Nineveh was the most significant Assyrian city. Our reading suggests that it was ‘exceedingly large’, taking ‘three days to walk across’. It was near the river Tigris in modern day Iraq. We read about it from the stories of King Hezekiah and in the book of Isaiah. Both the biblical descriptions and those from other sources describe a highly organised city and a highly religious city. Unlike Tarshish which was a faraway utopian dream, this is a real place full of every joy and every contortion that have come to characterise the city whether ancient or modern. But listen carefully to what Jonah says: ‘Forty days more and Nineveh shall be overthrown’ (v4). Jonah did not condemn the people; denounce their wicked and wayward ways. Instead he introduced a dimension into their life about which they had forgotten. They were obsessed with their present reality, we might say a security obsessed reality and into that Jonah spoke about a future. Theologically speaking, he introduced eschatology.
Forty is a standard bible number which has hope at its core. It is a period of examination and testing – is this real life, are these genuine, lasting and loving values or is this just some sleight of hand or cheap imitation of reality? So think of Noah’s forty days to wash away generations of unreflected gratification. Forty years in the wilderness to live into the promises of God towards the land of blessing. Elijah was on the run for forty days as he came to his senses out of the illusions that littered the community around Jezebel. Forty days of temptations for Jesus in which religious and practical idolatry were exposed. And forty days then of resurrection appearances showing what was now to mark the new life of God’s kingdom.
Forty days announce hope. For Nineveh the people did not hear this as a prediction of destruction but instead as a proclamation of hope. Sure stuck, now, religiously contorted Nineveh was done but another way of life was possible.
God’s gift of hope not only speaks to our hearts, to the pain of the world but to the hearts of all people. So Remembrance is not simply about our dead, or our nation or our peace. Remembrance Sunday is an engagement with reality, a pull away from the fantasy of war and into the genuine territory of hope. I sat with someone on Friday who has recently been an active soldier and who was finding the prospect of this weekend very difficult to bear as his memories of the past and the horrendous things he had witnessed flooded back.
Figures from the First World War are particularly in mind this year including those like George Emery Mills from this parish, named in the War Memorial in the Chapel of Christ the King. He was a lad who sang in the choir, whose parents were sides people.
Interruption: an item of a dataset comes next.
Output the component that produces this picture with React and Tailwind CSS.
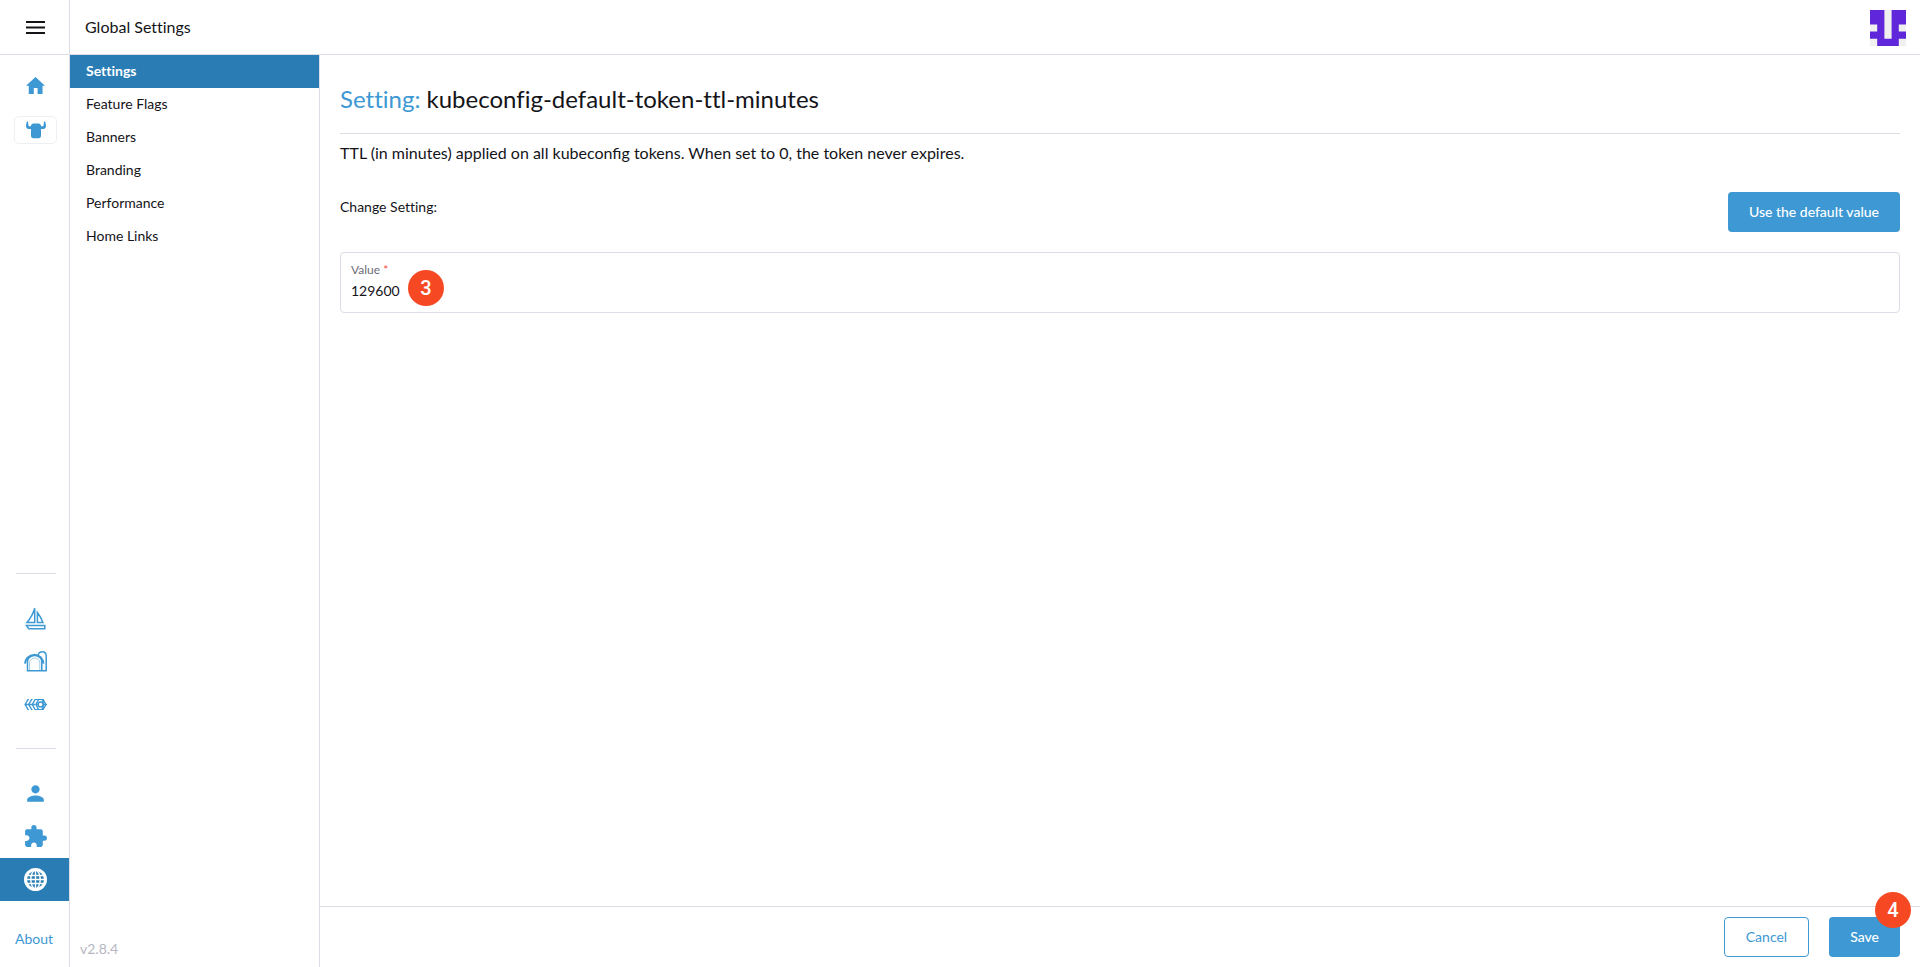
import React from "react";
import { MdPerson, MdExtension } from "react-icons/md";

const MenuIcon = () => (
  <svg viewBox="0 0 19 13" className="h-[13px] w-[19px]" fill="#141419" aria-hidden="true">
    <path d="M0 0h19v2H0zM0 5.500h19v2H0zM0 11h19v2H0z" />
  </svg>
);

const HomeIcon = () => (
  <svg viewBox="0 0 20 18" className="h-[17px] w-[19px]" preserveAspectRatio="none" fill="currentColor" aria-hidden="true">
    <path d="M10 0 20 9.200h-2.600V18h-5.200v-6.300H8.200V18H2.900V9.200H0z" />
  </svg>
);

const CowIcon = () => (
  <svg viewBox="0 0 20 18" className="h-[18px] w-5" fill="currentColor" aria-hidden="true">
    <path d="M5 5.200C5 3.500 6 2.600 7.500 2.600h5C14 2.600 15 3.500 15 5.200h1.400c.8 0 1.100-.4 1.200-1.200L18 .8c.1-.7 1-.7 1.200 0 .4 1.200.8 2.800.8 4.200 0 1.900-1 2.900-2.800 2.900H15v6.900c0 1.500-.9 2.400-2.400 2.400H7.400C5.900 17.200 5 16.300 5 14.800V7.900H2.800C1 7.900 0 6.900 0 5 0 3.600.4 2 .8.8 1 .1 1.900.1 2 .8L2.400 4c.1.8.4 1.200 1.200 1.200z" />
  </svg>
);

const BoatIcon = () => (
  <svg viewBox="-.5 0 21 25" className="h-[25px] w-[21px]" fill="none" stroke="currentColor" strokeWidth="1.500" aria-hidden="true">
    <path d="M9.200 2.300v14.200H1.500C5 12.500 7.500 8 9.200 2.300zM11.900 6.500v10h5.500c-1.400-3.700-3.200-7-5.500-10zM.9 19.500h18.400v3.200H3.200z" />
  </svg>
);

const BarnIcon = () => (
  <svg viewBox="0 0 23 21" className="h-[21px] w-[23px]" fill="none" stroke="currentColor" strokeWidth="1.500" aria-hidden="true">
    <path d="M3.500 10.500v9.300h14.300v-9.300c0-3.300-3-5.500-7.200-6.200-4.200.7-7.100 2.900-7.100 6.200zM17.800 19.800h4.400V5.100c0-2.700-1.700-4.300-3.900-4.300-2.300 0-3.800 1.300-4.100 3.200" />
    <path d="M1 12.700C1.600 7.200 5.100 4.400 10.700 3.700c5.300.7 8.100 3.500 8.800 9" strokeWidth="2" />
    <path d="M5.600 19.500V11C6 8.700 8 7.300 10.700 6.900c2.900.4 4.700 1.800 5.100 4.100v8.500" strokeWidth=".5" />
  </svg>
);

const ChainIcon = () => (
  <svg viewBox="0 .5 24 11" className="h-[11px] w-[23px]" fill="none" stroke="currentColor" strokeWidth="1.400" aria-hidden="true">
    <path d="M.5 6h11M4.300.7 1.200 6l3.100 5.300M8 .7 4.900 6 8 11.300M11.700.7 8.600 6l3.100 5.300M3.500.7h1.700M7.200.7h1.700M10.900.7h9L22.900 6l-3 5.300h-9M3.500 11.300h1.700M7.200 11.300h1.700M15.300.7 12.400 6l2.900 5.300M18.900.7 20.500 6l-1.600 5.300M12.400 6h2.200M20 6h4" />
    <circle cx="17.300" cy="6" r="2.600" />
  </svg>
);

const GlobeIcon = () => (
  <svg viewBox="0 0 23 23" className="size-[23px]" fill="none" stroke="currentColor" aria-hidden="true">
    <circle cx="11.500" cy="11.500" r="10" strokeWidth="3" />
    <ellipse cx="11.500" cy="11.500" rx="4.700" ry="9.300" strokeWidth="1.400" />
    <path d="M11.500 2v19M2 11.500h19M3 7.500h17M3 15.500h17" strokeWidth="1.300" />
  </svg>
);

const Avatar = () => (
  <svg viewBox="0 0 50 50" className="size-9" role="img" aria-label="User avatar">
    <path fill="#f0f0f0" d="M0 0h50v50H0z" />
    <path fill="#5f27d9" d="M0 0h20v40h10V0h20v20H40v10h10v10H40v10H10V40H0V30h10V20H0z" />
  </svg>
);

const RailLink = ({ label, active, children }) => (
  <a
    href="#"
    aria-label={label}
    className={
      active
        ? "flex h-[43px] w-full items-center justify-center bg-[#2a7cb4] pl-[2px] text-white"
        : "flex h-[43px] w-full items-center justify-center pl-[2px] text-[#3d98d3]"
    }
  >
    {children}
  </a>
);

const Divider = () => <hr className="mt-[22px] mb-[23px] ml-4 w-10 border-[#dcdee7]" />;

const Marker = ({ className, children }) => (
  <span
    className={`pointer-events-none absolute flex size-9 items-center justify-center rounded-full bg-[#f64923] font-[Roboto,sans-serif] text-xl font-medium text-white ${className}`}
  >
    {children}
  </span>
);

const navItems = ["Settings", "Feature Flags", "Banners", "Branding", "Performance", "Home Links"];

export default function App() {
  return (
    <div className="flex min-h-screen bg-white font-[Lato,sans-serif] text-sm text-[#141419]">
      <aside className="flex w-[70px] shrink-0 flex-col border-r border-[#dcdee7]">
        <button type="button" aria-label="Menu" className="flex h-[55px] items-center justify-center border-b border-[#dcdee7] pt-px pl-[2px]">
          <MenuIcon />
        </button>
        <nav aria-label="Main" className="flex flex-1 flex-col gap-px pt-[9px]">
          <RailLink label="Home">
            <HomeIcon />
          </RailLink>
          <RailLink label="Local cluster">
            <span className="flex h-7 w-[43px] items-center justify-center rounded-[5px] border border-[#eeeff4]">
              <CowIcon />
            </span>
          </RailLink>
          <div className="mt-auto">
            <Divider />
            <RailLink label="Continuous Delivery">
              <BoatIcon />
            </RailLink>
            <RailLink label="Virtualization Management">
              <BarnIcon />
            </RailLink>
            <RailLink label="Cluster Management">
              <ChainIcon />
            </RailLink>
            <Divider />
            <RailLink label="Users">
              <MdPerson className="size-[25px]" />
            </RailLink>
            <RailLink label="Extensions">
              <MdExtension className="size-[25px]" />
            </RailLink>
            <RailLink label="Global Settings" active>
              <GlobeIcon />
            </RailLink>
            <a href="#" className="flex h-[66px] items-center justify-center pt-[10px] pr-px text-[#3d98d3]">
              About
            </a>
          </div>
        </nav>
      </aside>

      <div className="flex min-w-0 flex-1 flex-col">
        <header className="flex h-[55px] items-center justify-between border-b border-[#dcdee7] pt-[2px] pr-[14px] pl-[15px]">
          <span className="pb-[2px] text-base/5 [font-variant-ligatures:no-common-ligatures]">Global Settings</span>
          <Avatar />
        </header>

        <div className="flex flex-1">
          <nav aria-label="Settings" className="flex w-[250px] shrink-0 flex-col border-r border-[#dcdee7]">
            <ul className="[font-variant-ligatures:no-common-ligatures]">
              {navItems.map((item, i) => (
                <li key={item}>
                  <a
                    href="#"
                    className={
                      i === 0
                        ? "flex h-[33px] items-center bg-[#2a7cb4] px-4 pb-[2px] font-bold text-white"
                        : "flex h-[33px] items-center px-4 pb-[2px]"
                    }
                  >
                    {item}
                  </a>
                </li>
              ))}
            </ul>
            <span className="mt-auto px-[10px] pb-2 text-[#b6b6c2]">v2.8.4</span>
          </nav>

          <div className="flex min-w-0 flex-1 flex-col">
            <main className="flex-1 px-5 pt-7">
              <h1 className="border-b border-[#dcdee7] pb-[18px] text-2xl [font-variant-ligatures:no-common-ligatures]">
                <a href="#" className="text-[#3d98d3]">Setting:</a> kubeconfig-default-token-ttl-minutes
              </h1>
              <p className="mt-[7px] text-base">
                TTL (in minutes) applied on all kubeconfig tokens. When set to 0, the token never expires.
              </p>
              <div className="mt-[27px] flex items-start justify-between">
                <h2 className="pt-[5px] [font-variant-ligatures:no-common-ligatures]">Change Setting:</h2>
                <button type="button" className="h-10 rounded-[4px] bg-[#3d98d3] px-[21px] font-medium text-white">
                  Use the default value
                </button>
              </div>
              <div className="relative mt-5 flex h-[61px] flex-col rounded-[4px] border border-[#dcdee7] px-[10px] pt-[7px]">
                <label htmlFor="value" className="text-xs/5 text-[#6c6c76]">
                  Value <span className="text-[#f64747]">*</span>
                </label>
                <input id="value" type="text" defaultValue="129600" className="mt-px h-5 w-full bg-transparent text-sm outline-none" />
                <Marker className="top-[17px] left-[67px]">3</Marker>
              </div>
            </main>

            <footer className="flex justify-end gap-5 border-t border-[#dcdee7] px-5 py-[10px]">
              <button type="button" className="h-10 rounded-[4px] border border-[#3d98d3] px-[21px] text-[#3d98d3]">
                Cancel
              </button>
              <div className="relative">
                <button type="button" className="h-10 rounded-[4px] bg-[#3d98d3] px-[21px] font-medium text-white">
                  Save
                </button>
                <Marker className="-top-[25px] -right-[11px]">4</Marker>
              </div>
            </footer>
          </div>
        </div>
      </div>
    </div>
  );
}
They lived just down the road beyond Bow Bridge. He was one of so many yet our remembering of the masses only really ignites hope when we hear the individual story. Tarshish sends our heads towards fantasy and despair. Nineveh takes us to reality but also to hope. Like the lad in uniform pictured in the East window, who is sheltered by the figure of Mary, we see the community of faith learning to sing the strange song of the kingdom – of magnificat and hope.
In these weeks we have also remembered more public figures such as when we marked the centenary of the execution of Nurse Edith Cavell. The Chaplain who spent the last evening with her went on to be the vicar of Thrussington in this diocese. I used to look out at her statue from my kitchen window on the edge of Trafalgar Square. This is her national memorial. We were often struck that each year, after the TV cameras were switched off and people had gathered in Whitehall, a Salvation Army band would march up with some uniformed nurses to remember the woman who saved many. Yet in the aftermath of her death, her story was used by our government as propaganda against Germans; encouraging many volunteers to sign up.
Revd Dick Shepherd, Vicar of St Martin-in-the-Fields, himself a chaplain in the trenches who struggled to see and keep hold of hope stood out against the government’s propaganda machine. Working with others they managed to persuade Edith’s last recorded words to be added to her memorial. In a travesty of faith she had been hailed a Christian martyr because her dying revealed the callousness of Britain’s enemies. In fact she was a Christian martyr because she held fast to genuine hope and a vision as coherent as any forty day strategy we find in Jonah. She said ‘patriotism is not enough; I must have no hatred or bitterness for anyone’.
We remember the fallen. We remember Jesus the fallen one. We like Jonah turn from our own version of a journey to Tarshish and with him instead go to Nineveh. We move from fantasy to reality, from coercive religion to instead be renewed in a vision of Godly hope.